Using the data beneath, show every line that includes the word "React".
━━━━━ EXTRACTED RECORDS
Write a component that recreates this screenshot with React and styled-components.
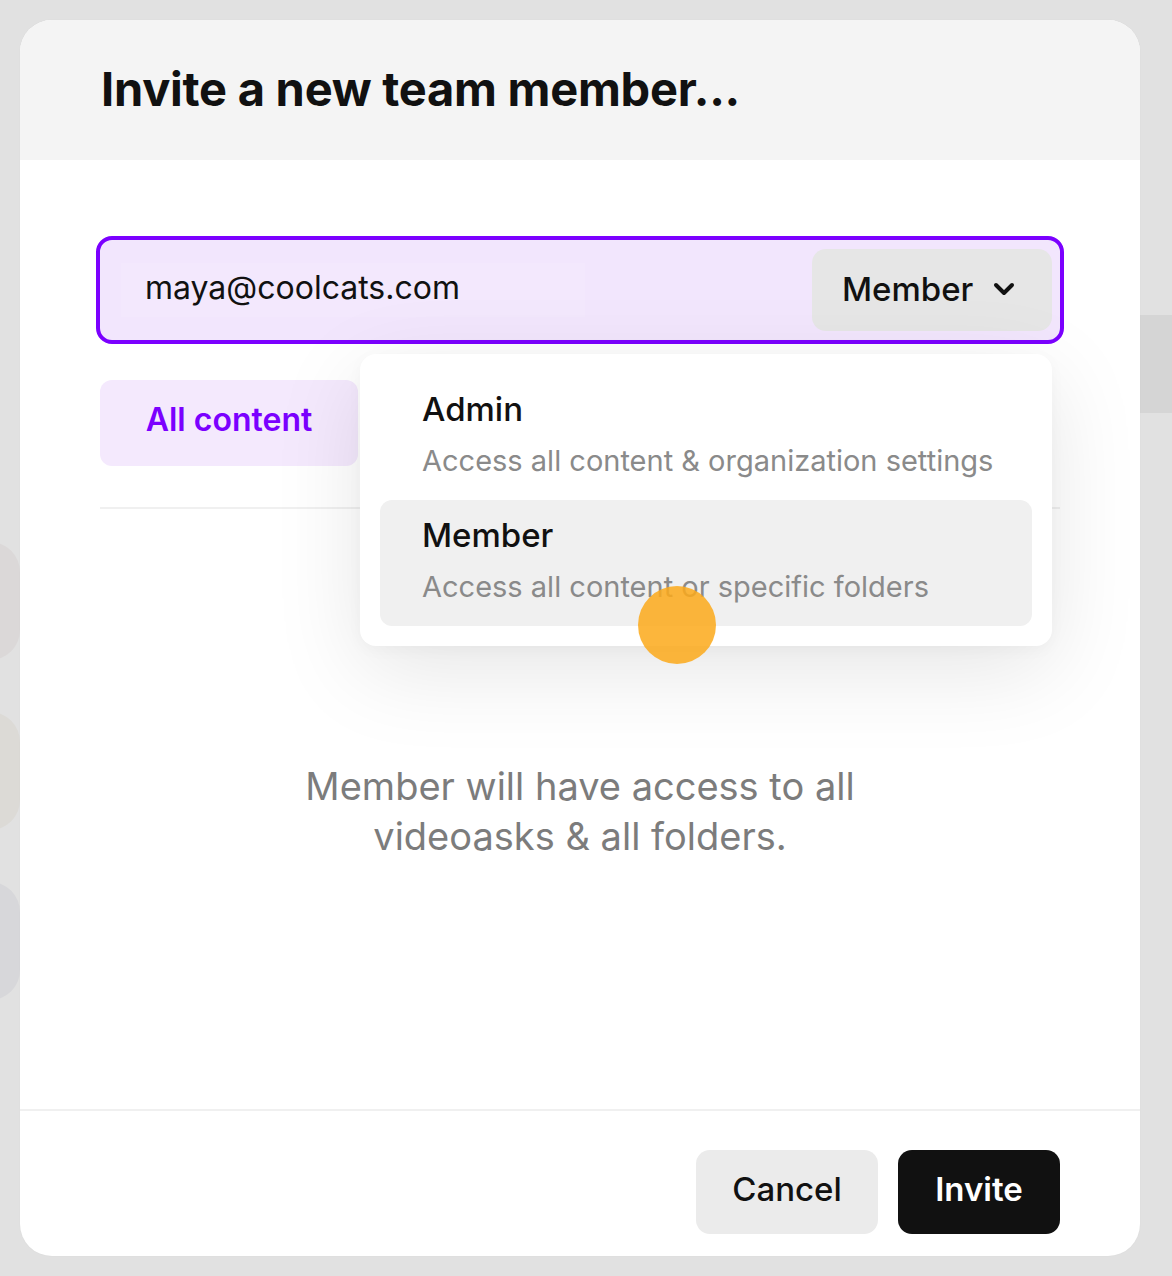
import React from "react";
import styled, { createGlobalStyle } from "styled-components";

const Global = createGlobalStyle`
  html, body { margin: 0; padding: 0; }
  body {
    background: #e1e1e1;
    font-family: "Inter", "Noto Sans", sans-serif;
    -webkit-font-smoothing: antialiased;
  }
  * { box-sizing: border-box; }
`;

const Page = styled.div`
  position: relative;
  width: 1172px;
  height: 1276px;
  padding: 20px 32px 20px 20px;
  overflow: hidden;
`;

const Ghost = styled.div`
  position: absolute;
  left: ${(p) => p.x}px;
  top: ${(p) => p.y}px;
  width: ${(p) => p.w}px;
  height: ${(p) => p.h}px;
  border-radius: ${(p) => p.r || 0}px;
  background: ${(p) => p.bg || "transparent"};
`;

const Modal = styled.div`
  position: relative;
  z-index: 1;
  width: 1120px;
  height: 1236px;
  background: #ffffff;
  border-radius: 32px;
  overflow: hidden;
  display: flex;
  flex-direction: column;
  box-shadow: 0 0 2px rgba(0, 0, 0, 0.04);
`;

const Header = styled.div`
  height: 140px;
  background: #f4f4f4;
  display: flex;
  align-items: center;
  padding: 0 0 4px 81px;
`;

const Title = styled.h1`
  margin: 0;
  font-size: 47px;
  font-weight: 700;
  letter-spacing: -0.25px;
  color: #111111;
`;

const Body = styled.div`
  flex: 1;
  padding: 76px 80px 0;
  display: flex;
  flex-direction: column;
  position: relative;
`;

const InputWrap = styled.div`
  position: relative;
  margin: 0 -4px;
`;

const InputBox = styled.div`
  height: 108px;
  border: 4px solid #7b00ff;
  border-radius: 16px;
  background: #f2e6fd;
  display: flex;
  align-items: center;
  justify-content: space-between;
  padding: 0 8px 0 21px;
`;

const EmailField = styled.div`
  width: 464px;
  height: 54px;
  padding: 0 0 5px 24px;
  display: flex;
  align-items: center;
  background: #f3e8fd;
  font-size: 32px;
  color: #111;
`;

const RoleButton = styled.div`
  width: 240px;
  height: 82px;
  border-radius: 14px;
  background: #e6e6e6;
  display: flex;
  align-items: center;
  gap: 20px;
  padding: 0 0 2px 30px;
  font-size: 33px;
  font-weight: 500;
  color: #111;
`;

const Tabs = styled.div`
  margin-top: 36px;
  display: flex;
  padding-bottom: 41px;
  border-bottom: 2px solid #f0f0f0;
`;

const Tab = styled.div`
  width: 258px;
  height: 86px;
  padding-bottom: 8px;
  border-radius: 12px;
  background: ${(p) => (p.active ? "#f4e9fd" : "transparent")};
  color: ${(p) => (p.active ? "#7b00ff" : "#555")};
  font-size: 32px;
  font-weight: 600;
  display: flex;
  align-items: center;
  justify-content: center;
`;

const Menu = styled.div`
  position: absolute;
  left: 340px;
  top: 194px;
  width: 692px;
  padding: 20px;
  background: #ffffff;
  border-radius: 16px;
  box-shadow: 0 24px 90px rgba(0, 0, 0, 0.1), 0 4px 16px rgba(0, 0, 0, 0.03);
  display: flex;
  flex-direction: column;
  z-index: 3;
`;

const MenuItem = styled.div`
  height: 126px;
  border-radius: 12px;
  background: ${(p) => (p.selected ? "#f0f0f0" : "transparent")};
  padding: 15px 0 0 42px;
  display: flex;
  flex-direction: column;
  gap: 12px;
`;

const ItemTitle = styled.div`
  font-size: 33px;
  font-weight: 500;
  color: #111;
  line-height: 40px;
`;

const ItemDesc = styled.div`
  font-size: 29px;
  color: #8a8a8a;
  line-height: 40px;
`;

const Cursor = styled.div`
  position: absolute;
  left: 618px;
  top: 426px;
  width: 78px;
  height: 78px;
  border-radius: 50%;
  background: rgba(252, 170, 28, 0.86);
  z-index: 4;
`;

const Description = styled.p`
  margin: 252px 0 0;
  text-align: center;
  font-size: 38px;
  line-height: 50px;
  color: #7c7c7c;
`;

const Footer = styled.div`
  height: 147px;
  border-top: 2px solid #f0f0f0;
  display: flex;
  justify-content: flex-end;
  align-items: flex-start;
  gap: 20px;
  padding: 39px 80px 0 0;
`;

const Button = styled.button`
  height: 84px;
  width: ${(p) => p.w}px;
  padding: 0 0 6px;
  border: none;
  border-radius: 14px;
  background: ${(p) => (p.primary ? "#111111" : "#ebebeb")};
  color: ${(p) => (p.primary ? "#ffffff" : "#111111")};
  font-family: inherit;
  font-size: 33px;
  font-weight: ${(p) => (p.primary ? 600 : 500)};
  cursor: pointer;
`;

const Chevron = () => (
  <svg width="22" height="14" viewBox="0 0 22 14" fill="none">
    <path d="M3 3l8 8 8-8" stroke="#111" strokeWidth="4" strokeLinecap="round" strokeLinejoin="round" />
  </svg>
);

export default function App() {
  return (
    <>
      <Global />
      <Page>
        <Ghost x={-40} y={542} w={60} h={118} r={59} bg="#dbd8d8" />
        <Ghost x={-40} y={712} w={60} h={118} r={30} bg="#dcdad6" />
        <Ghost x={-40} y={882} w={60} h={118} r={59} bg="#d7d7da" />
        <Ghost x={1140} y={315} w={40} h={98} bg="#d5d5d5" />
        <Modal>
          <Header>
            <Title>Invite a new team member...</Title>
          </Header>
          <Body>
            <InputWrap>
              <InputBox>
                <EmailField>maya@coolcats.com</EmailField>
                <RoleButton>
                  Member
                  <Chevron />
                </RoleButton>
              </InputBox>
            </InputWrap>
            <Tabs>
              <Tab active>All content</Tab>
            </Tabs>
            <Menu>
              <MenuItem>
                <ItemTitle>Admin</ItemTitle>
                <ItemDesc>Access all content &amp; organization settings</ItemDesc>
              </MenuItem>
              <MenuItem selected>
                <ItemTitle>Member</ItemTitle>
                <ItemDesc>Access all content or specific folders</ItemDesc>
              </MenuItem>
            </Menu>
            <Cursor />
            <Description>
              Member will have access to all
              <br />
              videoasks &amp; all folders.
            </Description>
          </Body>
          <Footer>
            <Button w={182}>Cancel</Button>
            <Button primary w={162}>Invite</Button>
          </Footer>
        </Modal>
      </Page>
    </>
  );
}
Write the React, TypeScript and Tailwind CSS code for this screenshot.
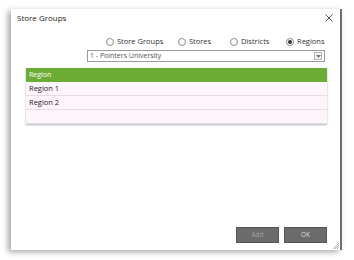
import React from 'react'

const FONT = { fontFamily: '"Open Sans", "Noto Sans", sans-serif' }

function Radio({ label, checked, w }: { label: string; checked?: boolean; w: string }) {
  return (
    <div className={`flex items-center gap-[3px] ${w}`}>
      <span className="w-[8px] h-[8px] rounded-full border border-[#8a8a8a] bg-white flex items-center justify-center">
        {checked && <span className="w-[4px] h-[4px] rounded-full bg-[#333]" />}
      </span>
      <span className="text-[7.5px] text-[#333]">{label}</span>
    </div>
  )
}

export default function App() {
  const rows = ['Region 1', 'Region 2', '']
  return (
    <div className="w-[354px] h-[260px] bg-white pt-[9px] pl-[11px]" style={FONT}>
      <div className="relative w-[331px] h-[241px] bg-white border-r-2 border-[#6f6f6f] shadow-[-3px_2px_6px_rgba(0,0,0,0.35)] flex flex-col">
        <div className="flex items-center justify-between pl-[6px] pr-[7px] pt-[1px] h-[16px]">
          <span className="text-[8px] text-[#222]">Store Groups</span>
          <svg width="8" height="8" viewBox="0 0 8 8">
            <path d="M0.5 0.5L7.5 7.5M7.5 0.5L0.5 7.5" stroke="#555" strokeWidth="1" />
          </svg>
        </div>
        <div className="flex ml-[95px] mt-[11px]">
          <Radio label="Store Groups" w="w-[72px]" />
          <Radio label="Stores" w="w-[52px]" />
          <Radio label="Districts" w="w-[56px]" />
          <Radio label="Regions" checked w="w-[40px]" />
        </div>
        <div className="ml-[76px] mt-[3px] w-[238px] h-[12px] border border-[#9a9a9a] flex items-center justify-between pl-[2px] pr-[2px]">
          <span className="text-[7px] text-[#555]">1 - Pointers University</span>
          <span className="w-[8px] h-[8px] border border-[#b5b5b5] bg-[#f4f4f4] flex items-center justify-center">
            <svg width="5" height="3" viewBox="0 0 5 3"><path d="M0 0L5 0L2.5 3Z" fill="#777" /></svg>
          </span>
        </div>
        <div className="ml-[15px] mt-[6px] w-[301px] shadow-[0_1px_2px_rgba(0,0,0,0.3)]">
          <div className="h-[14px] bg-[#6aac34] flex items-center pl-[3px] text-[7px] text-white">Region</div>
          {rows.map((r, i) => (
            <div key={i} className="h-[14px] bg-[#fdf5fb] border-b border-[#e5dde3] flex items-center pl-[3px] text-[7.5px] text-[#222]">
              {r}
            </div>
          ))}
        </div>
        <div className="flex-1" />
        <div className="flex justify-end gap-[5px] pr-[13px] pb-[7px]">
          <div className="w-[43px] h-[16px] bg-[#6b6b6b] border border-[#555] flex items-center justify-center text-[6.5px] text-[#a5a5a5]">Add</div>
          <div className="w-[43px] h-[16px] bg-[#6b6b6b] border border-[#555] flex items-center justify-center text-[6.5px] text-[#dcdcdc]">OK</div>
        </div>
        <svg className="absolute right-[0px] bottom-[0px]" width="8" height="8" viewBox="0 0 8 8">
          <path d="M7 1L1 7M7 3L3 7M7 5L5 7" stroke="#999" strokeWidth="0.8" />
        </svg>
      </div>
    </div>
  )
}
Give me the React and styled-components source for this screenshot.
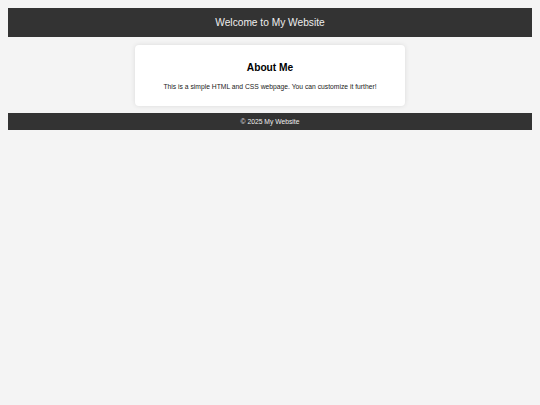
import React from "react";
import styled, { createGlobalStyle } from "styled-components";

const GlobalStyle = createGlobalStyle`
  html, body {
    margin: 0;
    padding: 0;
    background: #f4f4f4;
  }
  body {
    margin: 8px;
    font-family: "Liberation Sans", Arial, Helvetica, sans-serif;
  }
`;

const Header = styled.header`
  background: #333333;
  color: #eeeeee;
  padding: 8px;
  text-align: center;
  font-size: 10.2px;
  line-height: 13px;
`;

const Main = styled.main`
  display: flex;
  justify-content: center;
  padding-top: 8px;
`;

const Card = styled.section`
  width: 270px;
  box-sizing: border-box;
  background: #ffffff;
  border-radius: 4px;
  box-shadow: 0 0 5px rgba(0, 0, 0, 0.1);
  padding: 17px 10px 15px;
  text-align: center;
`;

const Title = styled.h2`
  margin: 0;
  font-size: 10.2px;
  line-height: 12px;
  font-weight: bold;
  color: #000;
`;

const Text = styled.p`
  margin: 8px 0 0;
  font-size: 6.75px;
  line-height: 9px;
  color: #222;
`;

const Footer = styled.footer`
  margin-top: 7px;
  background: #333333;
  color: #eeeeee;
  text-align: center;
  padding: 4px;
  font-size: 6.75px;
  line-height: 9px;
`;

export default function App() {
  return (
    <>
      <GlobalStyle />
      <Header>Welcome to My Website</Header>
      <Main>
        <Card>
          <Title>About Me</Title>
          <Text>This is a simple HTML and CSS webpage. You can customize it further!</Text>
        </Card>
      </Main>
      <Footer>© 2025 My Website</Footer>
    </>
  );
}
━━━━━━━━━━
- CORRECT OUTPUT:
Write a component that recreates this screenshot with React and styled-components.
import React from "react";
Write the React, TypeScript and Tailwind CSS code for this screenshot.
import React from 'react'
Give me the React and styled-components source for this screenshot.
import React from "react";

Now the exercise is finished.